Com o fim de se preservar o modelo padrão, recorre-se a uma alternativa energética que forneça a pressão negativa necessária à manutenção da expansão acelerada, e que não sofra das restrições impostas à constante cosmológica. Esta componente energética recebeu o nome de energia escura. O termo ``escura'' do nome é outro eufemismo astronômico, já tradicional, para "desconhecida". Desconhecida mas não desqualificada. Segundo Michael S. Turner, que cunhou a expressão, a energia escura tem as seguintes propriedades: não emite luz (i.e., radiação eletromagnética de modo geral), exerce uma grande pressão negativa (grande no sentido de ser comparável, em módulo, à sua densidade de energia), e é aproximadamente homogênea (quer dizer, desacoplada da matéria em escalas pelo menos tão grandes quanto de aglomerados de galáxias). Estas propriedades mostram que "energia" é o termo correto para qualificar esta nova componente escura. Ela é portanto qualitativamente bastante diferente da matéria escura.
De acordo com o modelo padrão, e a serem confirmados os resultados das supernovas, teríamos um universo constituído aproximadamente de 2/3 da suposta energia escura, 1/3 (da suposta) matéria escura (bariônica e não bariônica) e 1/200 de matéria luminosa! É importante ressaltar que nesta contabilidade está implícita a aceitação do paradigma inflacionário, o qual prevê que a soma das três componentes seja exatamente igual a 1.
Segundo Michael S. Turner, "o maior desafio da cosmologia moderna é entender o real significado desta energia escura". Deve-se acrescentar que tal entendimento é vital para a própria sobrevivência do modelo padrão.

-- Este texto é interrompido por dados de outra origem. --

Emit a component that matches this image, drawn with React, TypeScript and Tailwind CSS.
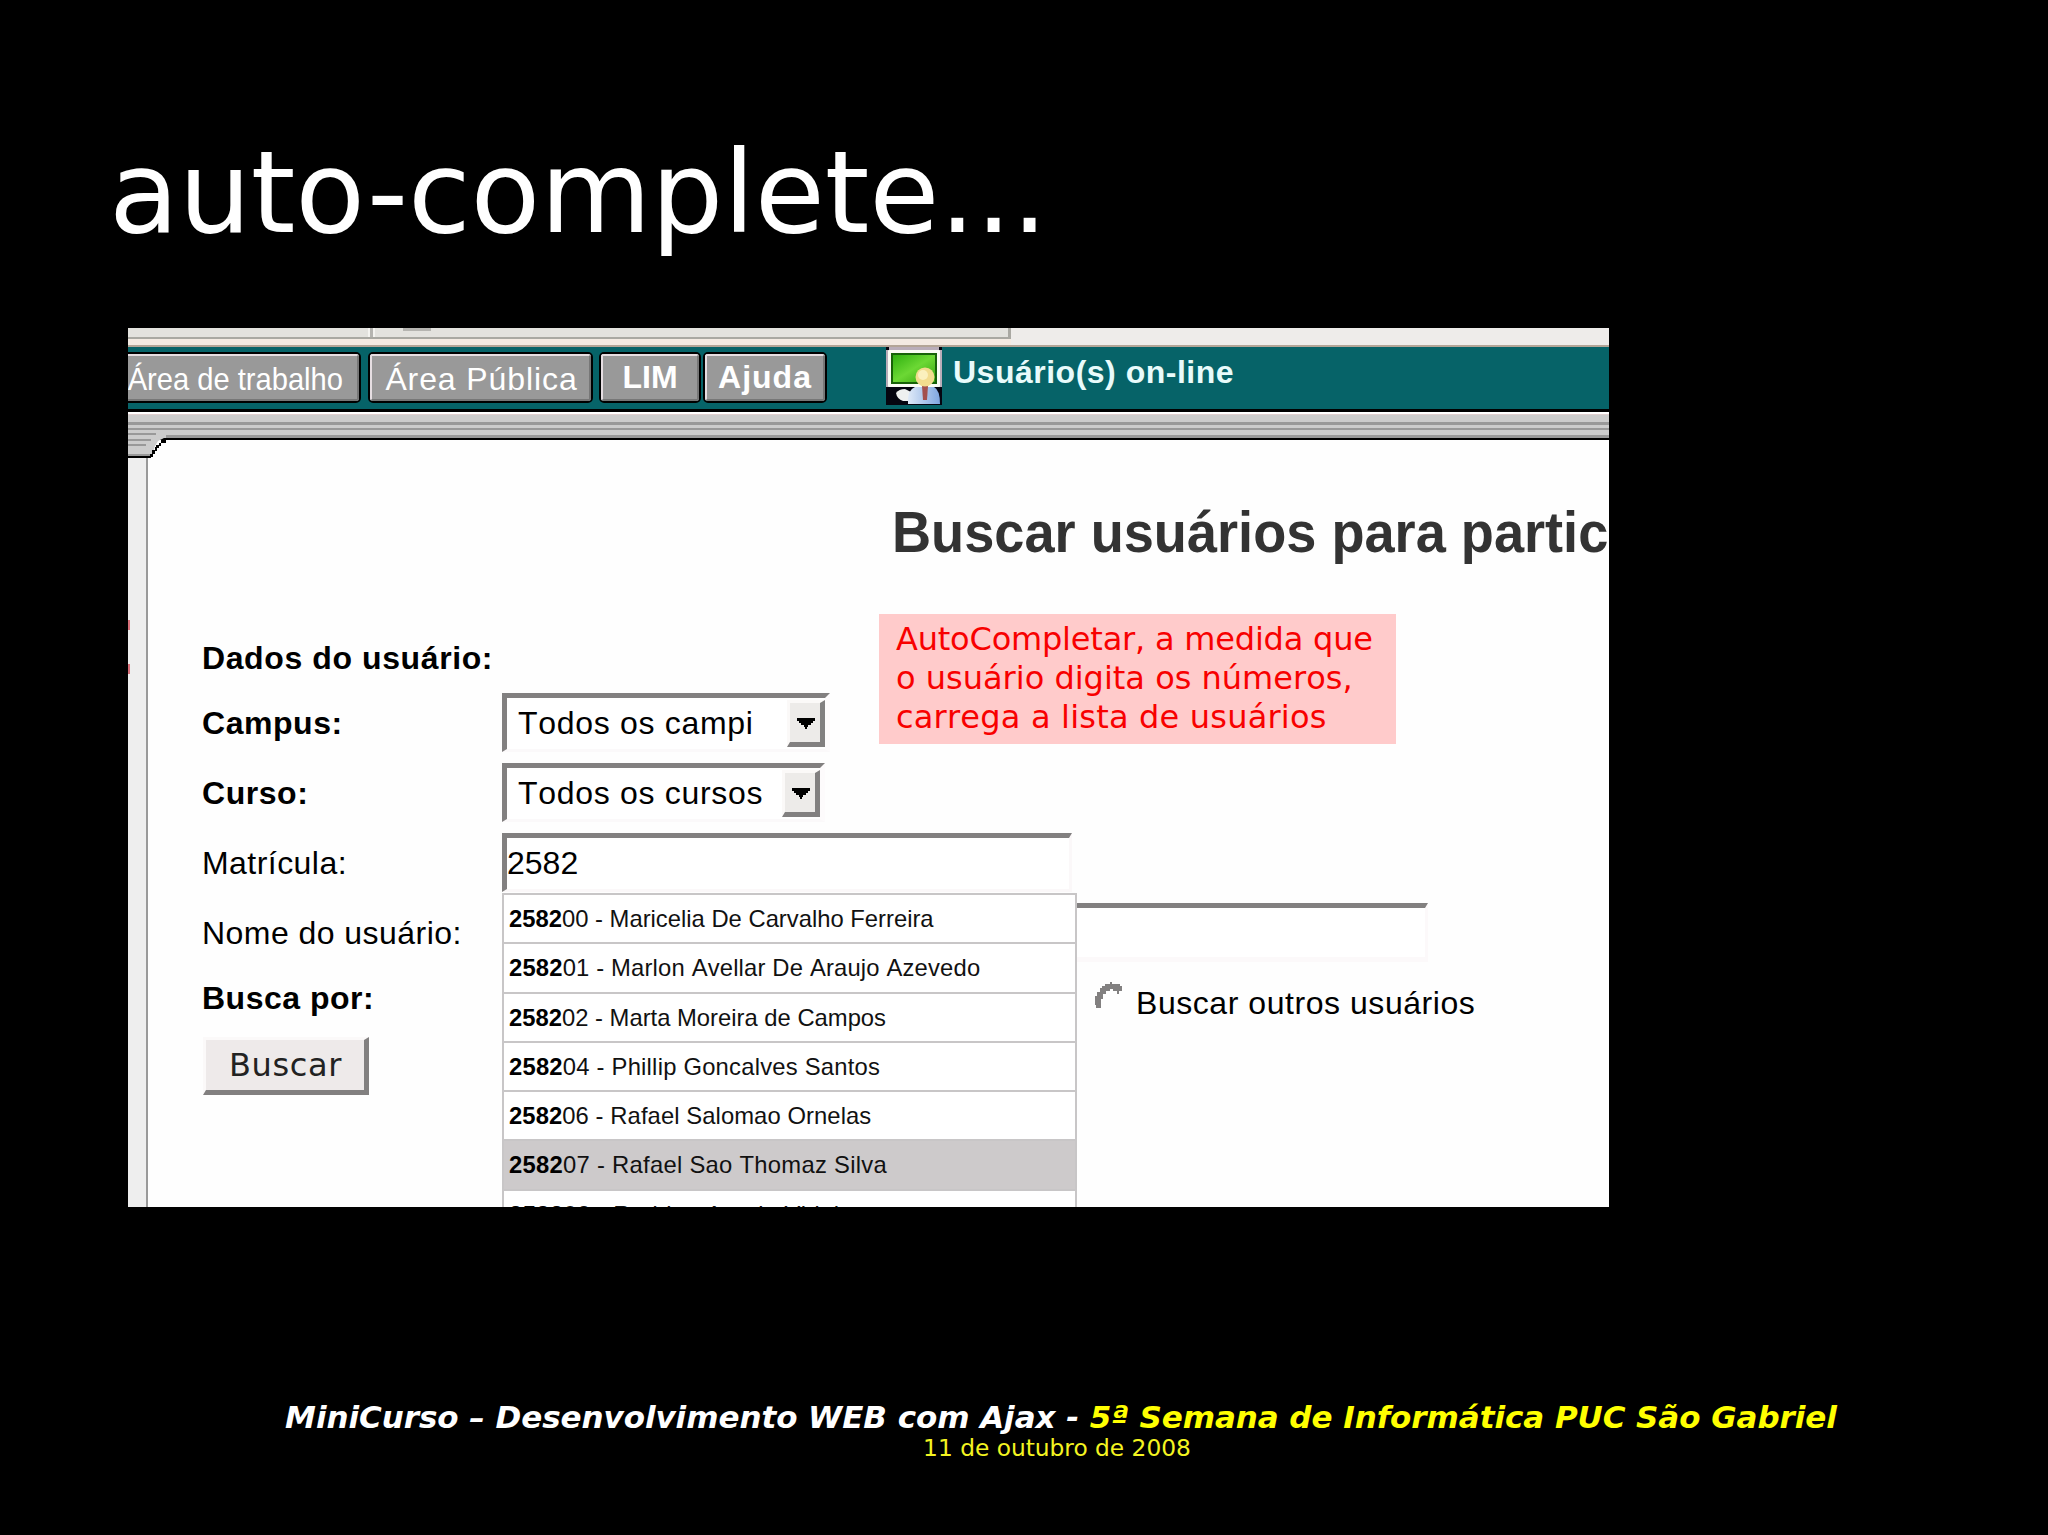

E o que preconiza a Cosmologia do Estado Estacionário a respeito da expansão do universo? Desde o início, muito antes dos projetos de supernovas, desde a época da Cosmologia do Estado Estacionário, de Hoyle, Bondi e Gold, e apesar da quase unanimidade dos modelos desacelerados de Friedmann-Lemaître, nada mais, nada menos, que uma expansão acelerada!